Nowhere is that more obvious than in Florida, which already had the highest threshold to pass an initiative, 60 percent. Florida was the only state charging fees to validate each signature. Then in May, the legislature allowed counties to raise those fees, which went up from an average of 70 cents a signature to $3.50. Palm Beach County charges $4.89 to validate each signature.
Around 880,000 voters are needed for an issue to qualify for the ballot in Florida. And because many signatures are routinely declared invalid — maybe the handwriting was illegible, or a signer wrote down his “country” of residence where the form asked for “county” — campaigns collect more than the minimum, typically about 1.3 million. With the new fees, a campaign will pay about $4.5 million before it even gets on the ballot.

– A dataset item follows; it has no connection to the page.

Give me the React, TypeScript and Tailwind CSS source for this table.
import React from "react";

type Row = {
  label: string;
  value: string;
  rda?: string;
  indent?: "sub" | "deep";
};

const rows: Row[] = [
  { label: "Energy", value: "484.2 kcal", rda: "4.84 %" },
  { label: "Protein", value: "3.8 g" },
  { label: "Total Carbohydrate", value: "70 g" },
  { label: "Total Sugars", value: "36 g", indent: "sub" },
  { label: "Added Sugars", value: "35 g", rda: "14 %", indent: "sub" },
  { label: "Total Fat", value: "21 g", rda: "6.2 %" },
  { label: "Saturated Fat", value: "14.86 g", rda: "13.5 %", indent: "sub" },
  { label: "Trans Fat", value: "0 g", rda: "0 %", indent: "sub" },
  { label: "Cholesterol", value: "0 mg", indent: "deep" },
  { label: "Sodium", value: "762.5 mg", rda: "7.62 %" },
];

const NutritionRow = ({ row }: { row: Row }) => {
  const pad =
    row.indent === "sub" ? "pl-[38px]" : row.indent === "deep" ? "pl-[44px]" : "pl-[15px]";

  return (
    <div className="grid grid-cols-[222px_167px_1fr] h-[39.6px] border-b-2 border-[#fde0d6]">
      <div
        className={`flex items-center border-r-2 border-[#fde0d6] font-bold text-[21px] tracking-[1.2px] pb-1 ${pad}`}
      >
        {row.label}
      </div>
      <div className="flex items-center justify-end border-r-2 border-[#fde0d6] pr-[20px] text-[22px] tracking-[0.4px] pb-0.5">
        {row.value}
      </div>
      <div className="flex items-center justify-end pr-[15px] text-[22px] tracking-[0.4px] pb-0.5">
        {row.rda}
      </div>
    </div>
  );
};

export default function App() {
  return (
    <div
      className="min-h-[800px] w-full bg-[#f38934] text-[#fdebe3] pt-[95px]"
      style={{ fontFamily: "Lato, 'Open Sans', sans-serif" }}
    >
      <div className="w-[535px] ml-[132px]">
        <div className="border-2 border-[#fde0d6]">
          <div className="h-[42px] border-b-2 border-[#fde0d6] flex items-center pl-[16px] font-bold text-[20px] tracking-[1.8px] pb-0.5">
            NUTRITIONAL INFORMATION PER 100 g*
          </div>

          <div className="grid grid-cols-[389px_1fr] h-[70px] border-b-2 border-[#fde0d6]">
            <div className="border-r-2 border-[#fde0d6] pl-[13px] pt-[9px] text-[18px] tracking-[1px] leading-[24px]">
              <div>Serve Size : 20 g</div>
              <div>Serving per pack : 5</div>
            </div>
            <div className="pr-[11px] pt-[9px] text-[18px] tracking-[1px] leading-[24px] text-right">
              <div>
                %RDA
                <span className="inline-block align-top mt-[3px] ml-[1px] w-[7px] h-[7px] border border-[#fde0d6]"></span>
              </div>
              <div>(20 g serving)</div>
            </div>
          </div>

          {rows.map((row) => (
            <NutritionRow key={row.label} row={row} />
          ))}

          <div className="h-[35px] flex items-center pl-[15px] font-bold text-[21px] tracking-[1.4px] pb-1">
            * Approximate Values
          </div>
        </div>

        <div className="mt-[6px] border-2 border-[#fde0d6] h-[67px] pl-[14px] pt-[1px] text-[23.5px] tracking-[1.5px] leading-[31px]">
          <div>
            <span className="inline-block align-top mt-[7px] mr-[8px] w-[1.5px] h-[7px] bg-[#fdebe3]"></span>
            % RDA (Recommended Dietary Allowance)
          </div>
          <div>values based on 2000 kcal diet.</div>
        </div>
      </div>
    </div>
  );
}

The new law also requires the state to investigate any campaign where fewer than 75 percent of all signatures are declared valid. Campaigns must turn in every signature collected — even if a voter signs “Mickey Mouse” — within 10 days, or face criminal charges. Anyone collecting 25 or more signatures must complete training to receive a registration number from the state, or face felony charges. And the law expanded the definition of racketeering, so if any one canvasser makes a mistake or is accused of what the law broadly terms “irregularities or fraud,” the entire campaign can face criminal conspiracy charges.

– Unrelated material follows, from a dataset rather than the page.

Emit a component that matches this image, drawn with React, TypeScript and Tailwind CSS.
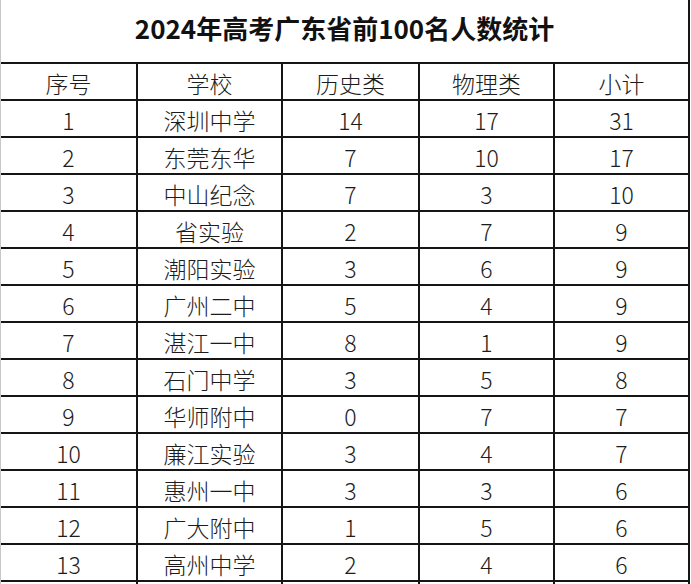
const rows: [number, string, number, number, number][] = [
  [1, '深圳中学', 14, 17, 31],
  [2, '东莞东华', 7, 10, 17],
  [3, '中山纪念', 7, 3, 10],
  [4, '省实验', 2, 7, 9],
  [5, '潮阳实验', 3, 6, 9],
  [6, '广州二中', 5, 4, 9],
  [7, '湛江一中', 8, 1, 9],
  [8, '石门中学', 3, 5, 8],
  [9, '华师附中', 0, 7, 7],
  [10, '廉江实验', 3, 4, 7],
  [11, '惠州一中', 3, 3, 6],
  [12, '广大附中', 1, 5, 6],
  [13, '高州中学', 2, 4, 6],
  [14, '', 0, 0, 0],
]

const cols = 'grid grid-cols-[135px_145px_137px_135px_135px]'
const cell = 'flex items-center justify-center pt-[2px]'
const line = 'border-l-2 border-[#151515]'

function Row({ cells, last }: { cells: (string | number)[]; last?: boolean }) {
  return (
    <div className={`${cols} h-[37px] border-t-2 border-[#151515]`}>
      {cells.map((c, i) => (
        <div key={i} className={`${cell} ${i > 0 ? line : ''}`}>
          {last ? '' : c}
        </div>
      ))}
    </div>
  )
}

export default function App() {
  return (
    <div className="h-[584px] w-[691px] overflow-hidden bg-white">
      <div
        className="w-[690px] border-l border-r-2 border-l-[#c8c8c8] border-r-[#151515] text-[23px] font-light text-[#1c1c1c]"
        style={{ fontFamily: '"Noto Sans CJK SC", "Noto Sans", sans-serif' }}
      >
        <div className="flex h-[62px] items-center justify-center pb-[8px] text-[26px] font-bold text-[#111]">
          2024年高考广东省前100名人数统计
        </div>
        <Row cells={['序号', '学校', '历史类', '物理类', '小计']} />
        {rows.map((r, i) => (
          <Row key={i} cells={r} last={i === rows.length - 1} />
        ))}
      </div>
    </div>
  )
}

“It’s death by a thousand cuts,” said Mitch Emerson, the executive director of Florida Decides Healthcare, which had been collecting signatures for an initiative to expand Medicaid when the legislature passed the law in May.
His group sued to block the bill and is awaiting a judge’s verdict.
In Arkansas, citizens groups have sued to block seven laws similar to those in Florida, and are trying to collect signatures for a measure to prohibit the legislature from changing citizens’ initiatives once they pass.
In response, Gov. Sarah Huckabee Sanders, a Republican, hired a “petition fraud investigator” who confronted canvassers collecting signatures for the effort outside a church in Little Rock in February and asked to see and photograph their identification.
In November, Missouri’s Republican attorney general, Catherine L. Hanaway, began investigating a citizens’ group that she said had hired undocumented immigrants to collect signatures for a ballot measure that would overturn a new congressional map drawn to cost Democrats a House seat. Accusing the groups of “undermining the will of the people’s elected representatives,” Ms. Hanaway said she had referred the matter to Immigration and Customs Enforcement.
Republican lawmakers say their efforts are necessary to ensure that voters in lightly populated rural areas aren’t crushed by the will of densely populated suburbs and cities. A high bar is appropriate when citizens are seeking to amend the state’s constitution, they argue.
“There should be a broad consensus across the state,” said Ed Lewis, the Republican state representative who sponsored the measure that would require statewide initiatives to win in each of Missouri’s congressional districts.
Under his proposal, however, amendments put on the ballot by the legislature would continue to require only a simple majority to pass. The legislature has placed a measure on the November ballot that would overturn the 2024 initiative that established a right to abortion in Missouri. The citizen initiative had passed with 52 percent.
“The fact that voters are going to extraordinary efforts, collecting hundreds of thousands of signatures to fill a gap that their lawmakers are not addressing, is an indictment of those lawmakers,” said Kelly Hall, the executive director of the Fairness Project. “They should be embarrassed.”